Numerische Untersuchung rotierender Rayleigh-Bénard-Konvektion ohne Ekman-Schichten

Abstract

This work deals with numerical studies of rotating Rayleigh-Bénard convection in a planar fluid layer. A spectral method is employed with periodic boundary conditions in the horizontal directions. Either stress free (for simulations without Ekman layers) or no slip boundary conditions (for simulations with Ekman layers) in the vertical direction are applied to compare both cases. The parameters of the simulations range between 10^3 and 10^8 for the Rayleigh number and between 10^-5 and 10^-2 for the Ekman number, respectively. The Prandtl number is 0.7 or 7. These simulations are compared to those without rotation (corresponding to an infinite Ekman number) if possible.The overall as well as the convective heat transport are studied, expressed in terms of the Nusselt number Nu and Nu-1, respectively. Especially for Nu-1 a universal plot is found for a combination of Reynolds, Prandtl and Ekman numbers.
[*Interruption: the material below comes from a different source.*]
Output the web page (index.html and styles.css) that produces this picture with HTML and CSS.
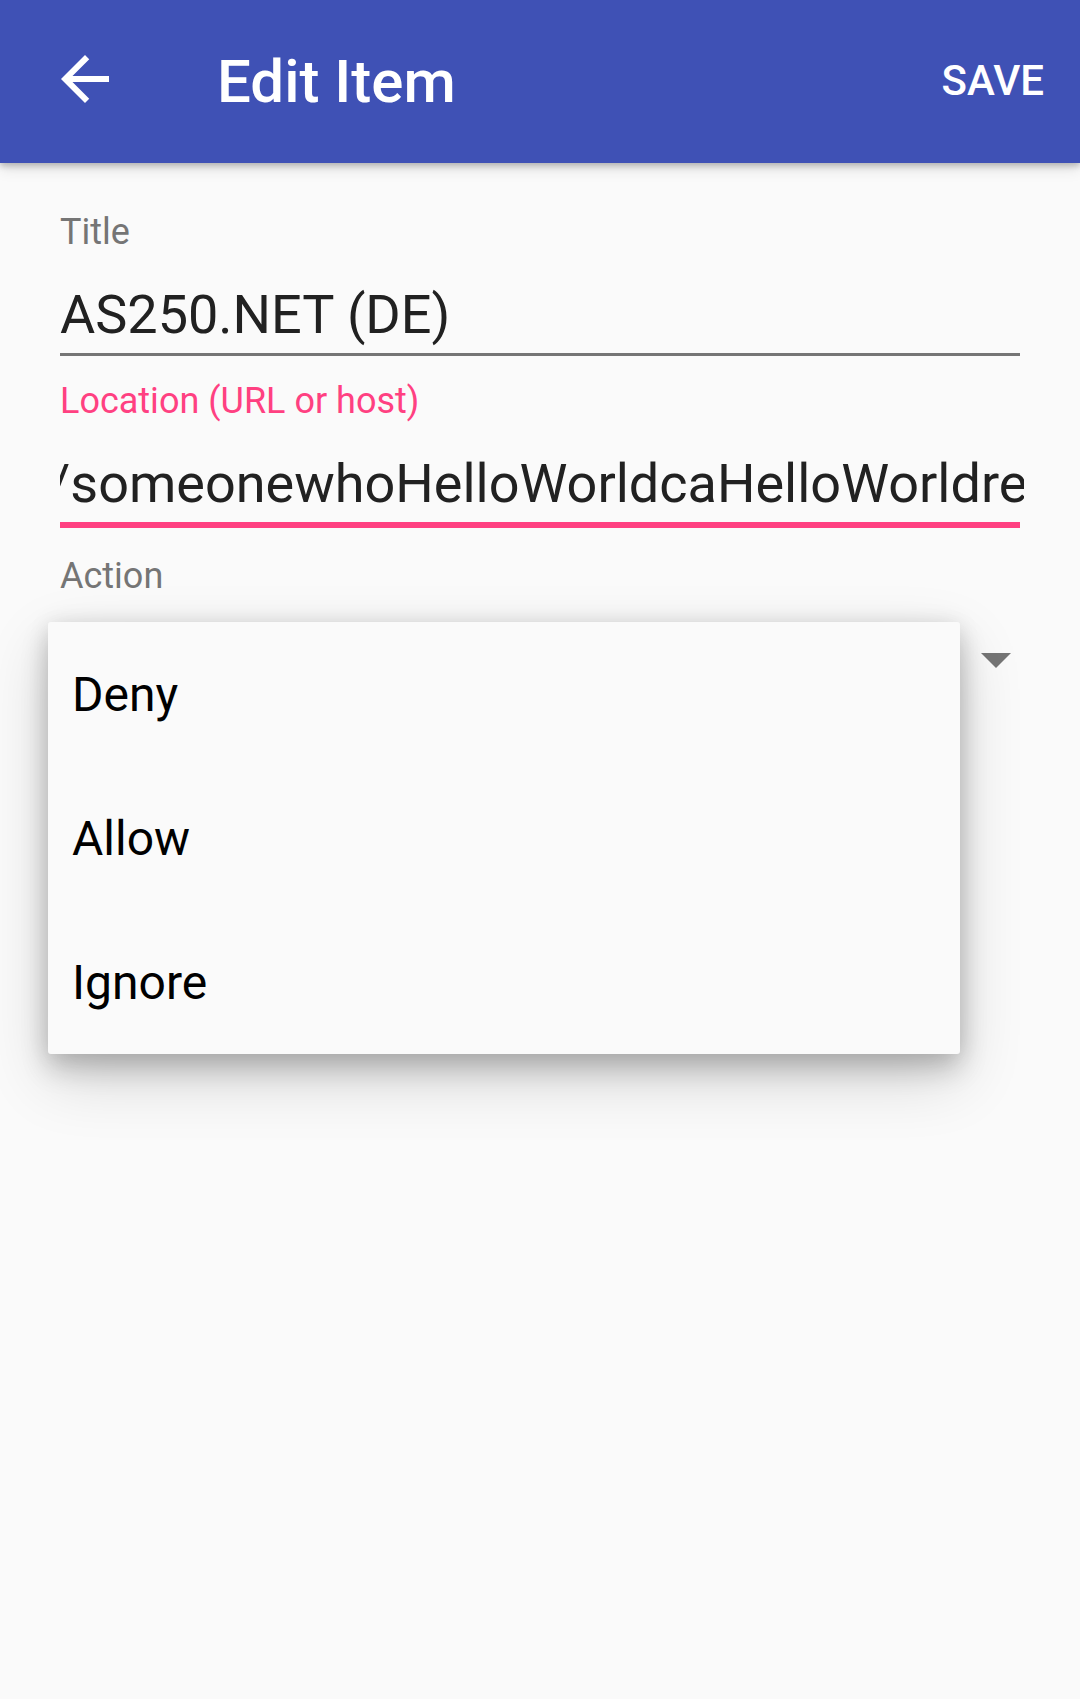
FILE: index.html
```html
<!DOCTYPE html>
<html lang="en">
<head>
<meta charset="utf-8">
<title>Edit Item</title>
<link rel="stylesheet" href="styles.css">
</head>
<body>
<header class="appbar">
  <span class="nav-btn">
    <svg class="nav-icon" viewBox="0 0 24 24" width="72" height="72"><path d="M20 11H7.83l5.59-5.59L12 4l-8 8 8 8 1.41-1.41L7.83 13H20v-2z" fill="#ffffff"/></svg>
  </span>
  <h1 class="appbar-title">Edit Item</h1>
  <span class="appbar-action">SAVE</span>
</header>
<main class="form">
  <div class="field">
    <div class="field-label">Title</div>
    <div class="field-value">AS250.NET (DE)</div>
    <div class="field-line"></div>
  </div>
  <div class="field field-focused">
    <div class="field-label">Location (URL or host)</div>
    <div class="field-value field-scroll"><span class="scroll-text">/someonewhoHelloWorldcaHelloWorldreallyWantsToBeBlocked</span></div>
    <div class="field-line"></div>
  </div>
  <div class="field field-spinner">
    <div class="field-label">Action</div>
    <div class="spinner-row">
      <span class="spinner-value">Deny</span>
      <svg class="spinner-arrow" viewBox="0 0 30 15" width="30" height="15"><polygon points="0,0 30,0 15,15" fill="#757575"/></svg>
    </div>
  </div>
  <ul class="popup">
    <li class="popup-item">Deny</li>
    <li class="popup-item">Allow</li>
    <li class="popup-item">Ignore</li>
  </ul>
</main>
</body>
</html>
```
FILE: styles.css
```css
html, body {
  margin: 0;
  padding: 0;
}
body {
  background: #fafafa;
  font-family: Roboto, "Noto Sans", "Liberation Sans", sans-serif;
  width: 1080px;
  height: 1699px;
  overflow: hidden;
}
.appbar {
  position: relative;
  z-index: 2;
  height: 163px;
  background: #3f51b5;
  display: flex;
  align-items: center;
  box-shadow: 0 3px 6px rgba(0,0,0,0.22), 0 6px 14px rgba(0,0,0,0.10);
  color: #ffffff;
}
.nav-btn {
  display: flex;
  margin-left: 49px;
  margin-bottom: 6px;
}
.nav-icon {
  display: block;
}
.appbar-title {
  margin: 0 0 0 96px;
  font-size: 60px;
  font-weight: 500;
  line-height: 70px;
  flex: 1;
}
.appbar-action {
  font-size: 42px;
  font-weight: 500;
  line-height: 50px;
  margin-right: 36px;
  margin-bottom: 2px;
}
.form {
  position: relative;
  padding: 48px 60px 0 60px;
}
.field {
  display: flex;
  flex-direction: column;
}
.field-label {
  font-size: 36px;
  line-height: 42px;
  color: #757575;
}
.field-value {
  margin-top: 30px;
  font-size: 54px;
  line-height: 64px;
  color: #212121;
  white-space: nowrap;
}
.field-scroll {
  overflow: hidden;
  margin-right: -4px;
}
.scroll-text {
  display: inline-block;
  margin-left: -12px;
}
.field-line {
  margin-top: 6px;
  height: 3px;
  background: #757575;
  margin-bottom: 24px;
}
.field-focused .field-line {
  height: 6px;
  background: #ff4081;
  margin-bottom: 27px;
}
.field-focused .field-label {
  color: #ff4081;
}
.spinner-row {
  display: flex;
  align-items: center;
  justify-content: space-between;
  height: 126px;
  margin-right: 9px;
}
.spinner-value {
  font-size: 48px;
  color: #212121;
}
.spinner-arrow {
  display: block;
}
.popup {
  position: absolute;
  left: 48px;
  top: 459px;
  width: 912px;
  margin: 0;
  padding: 0;
  list-style: none;
  background: #fafafa;
  border-radius: 3px;
  box-shadow: 0 14px 28px rgba(0,0,0,0.20), 0 24px 64px rgba(0,0,0,0.16), 0 0 22px rgba(0,0,0,0.08);
}
.popup-item {
  height: 144px;
  display: flex;
  align-items: center;
  padding-left: 24px;
  padding-top: 1px;
  box-sizing: border-box;
  font-size: 48px;
  color: #000000;
}
```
Three regimes become visible: A laminar regime close to the onset of convection, which is dominated by rotation, an intermediate regime and a turbulent regime, for which the heat transport approaches the nonrotating case. Looking at diffusivity-free numbers in the intermediate regime, one finds a power law which is independant of thermal diffusivity and kinematic viscosity. The power law"s exponent is identical for both boundary conditions.In addition, the structure of the flow is studied. For this purpose, the helicity of the velocity field is inspected. Fluid particles in convection rolls move up-/downwards vertically in the case without rotation. Rotation leads to helical paths. After averaging over horizontal planes, the helicity is positive in the lower half of the domain and negative in the upper half. With increasing Rayleigh number the influence of rotation decreases. This is best seen in the rms-value of the helicity. Above some value of a combination of Reynolds and Ekman numbers, this value is as small as in the nonrotating case. This is interpreted as the transition to the nonrotating state of the flow.